### DATA ###

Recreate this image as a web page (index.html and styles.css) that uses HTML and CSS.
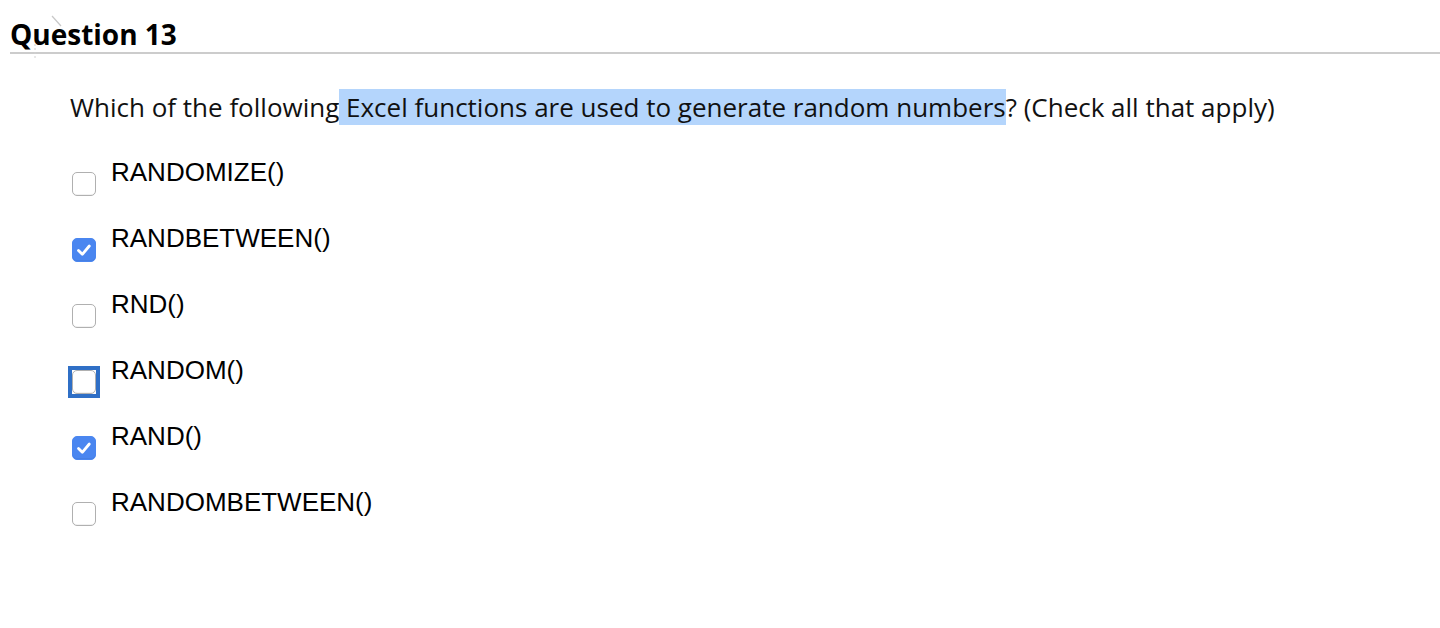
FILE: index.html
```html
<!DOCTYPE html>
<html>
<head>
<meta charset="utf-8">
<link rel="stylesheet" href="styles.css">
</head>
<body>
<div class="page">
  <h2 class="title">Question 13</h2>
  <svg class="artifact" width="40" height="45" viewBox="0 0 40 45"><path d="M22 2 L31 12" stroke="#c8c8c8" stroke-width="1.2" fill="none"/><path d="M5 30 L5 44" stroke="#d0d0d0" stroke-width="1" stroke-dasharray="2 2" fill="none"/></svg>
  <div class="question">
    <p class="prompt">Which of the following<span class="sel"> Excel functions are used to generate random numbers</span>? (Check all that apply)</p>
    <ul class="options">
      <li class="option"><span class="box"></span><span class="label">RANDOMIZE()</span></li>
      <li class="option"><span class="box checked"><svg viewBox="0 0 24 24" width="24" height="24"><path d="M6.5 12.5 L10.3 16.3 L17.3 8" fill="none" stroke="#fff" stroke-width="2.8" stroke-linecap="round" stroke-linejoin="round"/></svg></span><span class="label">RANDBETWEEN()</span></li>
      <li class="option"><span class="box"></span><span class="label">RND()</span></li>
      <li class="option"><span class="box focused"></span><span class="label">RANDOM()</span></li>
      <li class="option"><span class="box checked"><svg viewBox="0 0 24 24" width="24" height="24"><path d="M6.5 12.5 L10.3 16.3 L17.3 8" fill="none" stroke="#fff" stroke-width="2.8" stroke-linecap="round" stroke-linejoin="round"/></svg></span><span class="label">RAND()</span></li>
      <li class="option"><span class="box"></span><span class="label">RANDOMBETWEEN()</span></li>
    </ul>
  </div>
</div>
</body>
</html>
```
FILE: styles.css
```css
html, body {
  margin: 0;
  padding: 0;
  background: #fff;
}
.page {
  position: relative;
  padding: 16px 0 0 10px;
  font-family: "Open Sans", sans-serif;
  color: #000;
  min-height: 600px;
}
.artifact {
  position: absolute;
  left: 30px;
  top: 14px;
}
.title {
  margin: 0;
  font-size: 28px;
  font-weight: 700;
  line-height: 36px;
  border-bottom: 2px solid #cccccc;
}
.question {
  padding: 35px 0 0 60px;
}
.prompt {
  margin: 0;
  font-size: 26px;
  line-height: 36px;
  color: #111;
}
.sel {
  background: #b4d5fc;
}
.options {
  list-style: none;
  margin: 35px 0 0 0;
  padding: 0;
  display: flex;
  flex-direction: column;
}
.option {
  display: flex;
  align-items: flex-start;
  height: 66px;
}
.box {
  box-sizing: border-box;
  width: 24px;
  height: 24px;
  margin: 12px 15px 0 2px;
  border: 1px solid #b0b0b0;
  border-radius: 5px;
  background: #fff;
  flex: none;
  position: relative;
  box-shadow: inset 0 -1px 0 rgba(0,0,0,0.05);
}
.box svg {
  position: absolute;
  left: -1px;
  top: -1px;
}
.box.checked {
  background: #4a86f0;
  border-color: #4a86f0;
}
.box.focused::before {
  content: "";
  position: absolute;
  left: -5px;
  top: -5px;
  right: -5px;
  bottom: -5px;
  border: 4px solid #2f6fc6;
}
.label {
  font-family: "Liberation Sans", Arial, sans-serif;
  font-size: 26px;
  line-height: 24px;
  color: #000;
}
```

###

STATED EXERCISE. Skip every picture and transcribe the data above exactly.

CORRECT OUTPUT.
Recreate this image as a web page (index.html and styles.css) that uses HTML and CSS.
FILE: index.html
```html
<!DOCTYPE html>
<html>
<head>
<meta charset="utf-8">
<link rel="stylesheet" href="styles.css">
</head>
<body>
<div class="page">
  <h2 class="title">Question 13</h2>
  <svg class="artifact" width="40" height="45" viewBox="0 0 40 45"><path d="M22 2 L31 12" stroke="#c8c8c8" stroke-width="1.2" fill="none"/><path d="M5 30 L5 44" stroke="#d0d0d0" stroke-width="1" stroke-dasharray="2 2" fill="none"/></svg>
  <div class="question">
    <p class="prompt">Which of the following<span class="sel"> Excel functions are used to generate random numbers</span>? (Check all that apply)</p>
    <ul class="options">
      <li class="option"><span class="box"></span><span class="label">RANDOMIZE()</span></li>
      <li class="option"><span class="box checked"><svg viewBox="0 0 24 24" width="24" height="24"><path d="M6.5 12.5 L10.3 16.3 L17.3 8" fill="none" stroke="#fff" stroke-width="2.8" stroke-linecap="round" stroke-linejoin="round"/></svg></span><span class="label">RANDBETWEEN()</span></li>
      <li class="option"><span class="box"></span><span class="label">RND()</span></li>
      <li class="option"><span class="box focused"></span><span class="label">RANDOM()</span></li>
      <li class="option"><span class="box checked"><svg viewBox="0 0 24 24" width="24" height="24"><path d="M6.5 12.5 L10.3 16.3 L17.3 8" fill="none" stroke="#fff" stroke-width="2.8" stroke-linecap="round" stroke-linejoin="round"/></svg></span><span class="label">RAND()</span></li>
      <li class="option"><span class="box"></span><span class="label">RANDOMBETWEEN()</span></li>
    </ul>
  </div>
</div>
</body>
</html>
```
FILE: styles.css
```css
html, body {
  margin: 0;
  padding: 0;
  background: #fff;
}
.page {
  position: relative;
  padding: 16px 0 0 10px;
  font-family: "Open Sans", sans-serif;
  color: #000;
  min-height: 600px;
}
.artifact {
  position: absolute;
  left: 30px;
  top: 14px;
}
.title {
  margin: 0;
  font-size: 28px;
  font-weight: 700;
  line-height: 36px;
  border-bottom: 2px solid #cccccc;
}
.question {
  padding: 35px 0 0 60px;
}
.prompt {
  margin: 0;
  font-size: 26px;
  line-height: 36px;
  color: #111;
}
.sel {
  background: #b4d5fc;
}
.options {
  list-style: none;
  margin: 35px 0 0 0;
  padding: 0;
  display: flex;
  flex-direction: column;
}
.option {
  display: flex;
  align-items: flex-start;
  height: 66px;
}
.box {
  box-sizing: border-box;
  width: 24px;
  height: 24px;
  margin: 12px 15px 0 2px;
  border: 1px solid #b0b0b0;
  border-radius: 5px;
  background: #fff;
  flex: none;
  position: relative;
  box-shadow: inset 0 -1px 0 rgba(0,0,0,0.05);
}
.box svg {
  position: absolute;
  left: -1px;
  top: -1px;
}
.box.checked {
  background: #4a86f0;
  border-color: #4a86f0;
}
.box.focused::before {
  content: "";
  position: absolute;
  left: -5px;
  top: -5px;
  right: -5px;
  bottom: -5px;
  border: 4px solid #2f6fc6;
}
.label {
  font-family: "Liberation Sans", Arial, sans-serif;
  font-size: 26px;
  line-height: 24px;
  color: #000;
}
```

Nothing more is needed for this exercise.